Some cut flower farms are yet to meet the required employee health and safety levels even after the introduction of stringent requirements by European retailers, according to a study by Jomo Kenyatta University of Agriculture and Technology.
The findings which were recently presented at the University’s annual scientific, technological and industrialisation conference in Nairobi, questions the notion that the industry, blamed time and again for its low concern about employee’s health and safety, had finally met the mark following conditions set out by the European Retailers Representative Group on Good Agricultural Practice (EUREPGAP) in 2003.
Researchers from the University, R Gakure and A Mugambi set out to investigate what factors were influencing health and safety of employees in cut flower farms in the country ‘and specifically the case of such farms in Juja.’ Verdict: The safety and health of workers in two of the four firms in the area which were investigated are not adequately being addressed.
Among others the European Union supermarkets require growers to adopt production systems which protect the environment, and provide improved labour practices and conditions for their workers.
“This study targeted flower farms all over the country, but due to limitation of time, convenience and funds, a case of flower farms in Juja and its environs was the main focus,” said the experts. A sample of two cut-flower farms out of the four operating in the region was randomly selected.
The respondents, were picked from three groups: Management, permanent and casual/temporary employees. “The findings of this study revealed that the independent variables under investigation played a substantive role in the area of health and safety of employees in the flower farms,” said the researchers. They however recommended that there was an urgent need for the farm owners to provide proper protective clothing, and that the Government should help in development of health and safety policies for such workers.
A spot check by Horizons on a few other flower farms closer to the City revealed almost similar findings. “We lack proper protective clothing, as well as legislation to force our bosses to implement some of the EU regulations,” said Simon Ndilinge, who works at a flower farm in Kajiado District.
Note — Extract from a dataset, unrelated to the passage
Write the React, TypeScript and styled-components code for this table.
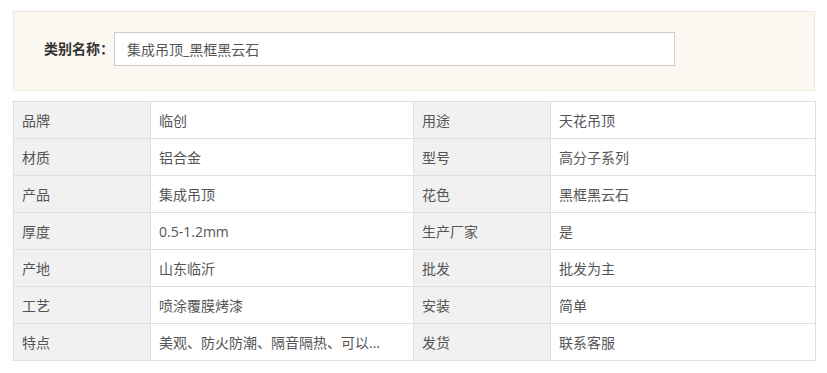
import React from "react";
import styled, { createGlobalStyle } from "styled-components";

const GlobalStyle = createGlobalStyle`
  html, body {
    margin: 0;
    padding: 0;
    background: #ffffff;
    font-family: "Open Sans", "Noto Sans CJK SC", sans-serif;
  }
`;

const Page = styled.div`
  width: 802px;
  padding: 11px 0 0 13px;
`;

const CategoryPanel = styled.div`
  display: flex;
  align-items: center;
  height: 54px;
  padding: 20px 0 4px 30px;
  background: #fbf8f1;
  border: 1px solid #ece7e1;
`;

const CategoryLabel = styled.span`
  width: 70px;
  font-size: 14px;
  font-weight: bold;
  color: #333333;
  white-space: nowrap;
  align-self: flex-start;
  line-height: 34px;
`;

const CategoryInput = styled.input`
  box-sizing: border-box;
  align-self: flex-start;
  width: 561px;
  height: 34px;
  margin: 0;
  padding: 0 12px;
  border: 1px solid #cccccc;
  background: #ffffff;
  font-family: "Open Sans", "Noto Sans CJK SC", sans-serif;
  font-size: 14px;
  color: #555555;
  outline: none;
`;

const SpecTable = styled.table`
  width: 802px;
  margin-top: 10px;
  border-collapse: collapse;
  table-layout: fixed;
`;

const Cell = styled.td<{ $label?: boolean }>`
  height: 36px;
  box-sizing: content-box;
  padding: 0 8px;
  border: 1px solid #dedede;
  background: ${(p) => (p.$label ? "#f1f1f1" : "#ffffff")};
  color: #555555;
  font-size: 14px;
  white-space: nowrap;
  overflow: hidden;
  text-overflow: ellipsis;
`;

const rows: [string, string, string, string][] = [
  ["品牌", "临创", "用途", "天花吊顶"],
  ["材质", "铝合金", "型号", "高分子系列"],
  ["产品", "集成吊顶", "花色", "黑框黑云石"],
  ["厚度", "0.5-1.2mm", "生产厂家", "是"],
  ["产地", "山东临沂", "批发", "批发为主"],
  ["工艺", "喷涂覆膜烤漆", "安装", "简单"],
  ["特点", "美观、防火防潮、隔音隔热、可以...", "发货", "联系客服"],
];

export default function App() {
  return (
    <>
      <GlobalStyle />
      <Page>
        <CategoryPanel>
          <CategoryLabel>类别名称：</CategoryLabel>
          <CategoryInput readOnly value="集成吊顶_黑框黑云石" />
        </CategoryPanel>
        <SpecTable>
          <colgroup>
            <col style={{ width: 137 }} />
            <col style={{ width: 263 }} />
            <col style={{ width: 137 }} />
            <col style={{ width: 265 }} />
          </colgroup>
          <tbody>
            {rows.map((r) => (
              <tr key={r[0]}>
                <Cell $label>{r[0]}</Cell>
                <Cell>{r[1]}</Cell>
                <Cell $label>{r[2]}</Cell>
                <Cell>{r[3]}</Cell>
              </tr>
            ))}
          </tbody>
        </SpecTable>
      </Page>
    </>
  );
}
It was evident that most of the casual workers on many flower farms live in slums because of the low wages they get. They earn an average of Sh 170 per day, for six days in a week which pales into insignificance when mentioned alongside the Sh 28 billion earned from the horticultural industry last year alone.
According to the EUREPGAP standards, workers on flower farms should be paid Sh 2000 above the official minimum wages as stipulated in the country’s labour laws.
But according to the employees, this may not happen soon. “Working on a flower farm is not a bed of roses,” said Ndilinge. “We work simply because we have families to feed, and we also need that coin for our survival,” added the casual labourer.
Some flower farms in several parts of the country have had many complaints of sexual harassment, law wages, questionable promotions, dangerous working conditions and intimidation by their seniors documented.
All these are against the standards stipulated by the EU.
Recently another farm in Kajiado was ordered to stop any further expansion, in order to pave way for the National Environment Management Authority to conduct an Environment Impact Assessment. This came after local residents complained to the authority that the farm was a major cause of pollution to the environment.
However the company’s general manager was quick to defend his company against claims of exploiting its workers. “We are doing everything to ensure that we adhere to the EUREPGAP standards and regulations,” he told Horizons. “We pay our workers well, provide shelter for them, give sound working conditions, and offer healthcare services for them and their families,” he added.
Tribulations of workers in flower farms came to the national attention in 2000, when several reports were made public.
In 2001, the Kenya Human Rights Commission’s monitoring research program noted the increase in such cases, and thereby undertook a study on the working and living conditions of horticultural workers.
A report: “Beauty and the Agony” was then published, which later led to convening of national and regional workshops and public campaigns to educate workers about their rights through civil societies, trade unions and the investors in Kenya.
When the workers’ cries reached the flower consumers abroad, it led to the stipulation of the EUREPGAP standards, spearheaded by the European supermarkets. Yet, these rules have not fully been adhered to. And now, the university researchers want the Government to get involved in implementing these conditions.